I never felt like I fitted in (teenage angst much, haha). I didn’t feel like I really had any role models. I did like Lauryn Hill, but still felt isolated.  Then when I looked at magazines which were mainly filled with white women (or at least the magazines I read were). I would see all these women, none of who looked like me except Tina from S Club 7 and Samantha Mumba, but I didn’t like them I thought they were boring. Whenever I wanted to to find inspiration there was always a problem, the wrong skin, the wrong hair, my boobs were too big, my hips were too big, I didn’t have a bottom (JLo)l… The list went on and on. Slowly, slowly it chipped away at my confidence, yet most people wouldn’t know because the lower my confidence sunk the bigger my ‘personality’ got. 

I’m not sure when it changed or if it really has changed at all. Have I really come to terms with the issues I had as a teenager? Or have I just learnt to push them aside and grow the fu@k up? I am a Wife, I am a Mother, but deep down I am still the scared confused teenage girl. Desperate to know who she is. I don’t know if I ever will? I sometime feel like an almagamation of many of the women who have influenced me during my life. This often leaves me feeling like a fraud. Now I know that most people go through their teenage years feeling that they do not fit in due to their sexuality, weight, appreance etc, so maybe what I felt was nothing new and the loneliness was the same as what everyone else was feeing? I don’t know?  It’s funny, I have 3 sons. My husband is white, so my children are technically more white than they are black (they have gradually got lighter and lighter), but my genes are strong and they each have something which suggests that  they are not completely white.

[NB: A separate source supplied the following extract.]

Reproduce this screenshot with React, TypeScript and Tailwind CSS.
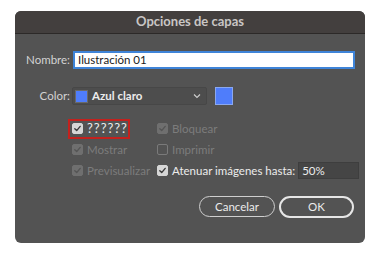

race is a funny thing. Children often do not see it. Children are not born racist. It is learnt and it is taught. Raising a child of mixed heritage can raise some interesting questions. A prime example of this is my 7 year old thinking that he is a different race to our youngest son because they have different complexions and different hair textures… The innocence of a child. The main thing I do is try to teach my children is that they should judge themselves and everyone else not by their skin colour, but by their intentions, their morals, their actions. I try to teach them, just as we shouldn’t limit someone because of their gender we shouldn’t do it because of their ethnicity and I am glad that I am teaching my children this as it reminds me too. It’s a horrible thing to admit, but I have pre conceived notions about certain racial groups, I believe every one does and we have to actively work to remove and break down these notions.  Through teaching my children to see past the skin colour of others I hope that they will see past their own skin colour. Their heritage is important, no doubt about that! To me that means their Irish and Welsh heritage is just as important as their Jamiacain heritage. I am slowly learning about these too. My point is their skin colour/race/heritage is something which helps to shape them BUT it does NOT define them! Their heart, their spirit, their character and their actions define them! I am still learning this about myself. I limit myself in life. Using my past as a scape goat. This has to stop, my children learn more through what they see me do, more than what they would ever learn from what they hear me say. 

The last line of my poem, was… will someone please help me find my identity. I now realise I need to stop looking to everyone else. I need to look into my heart and decide who I am and have the confidence to just be ME.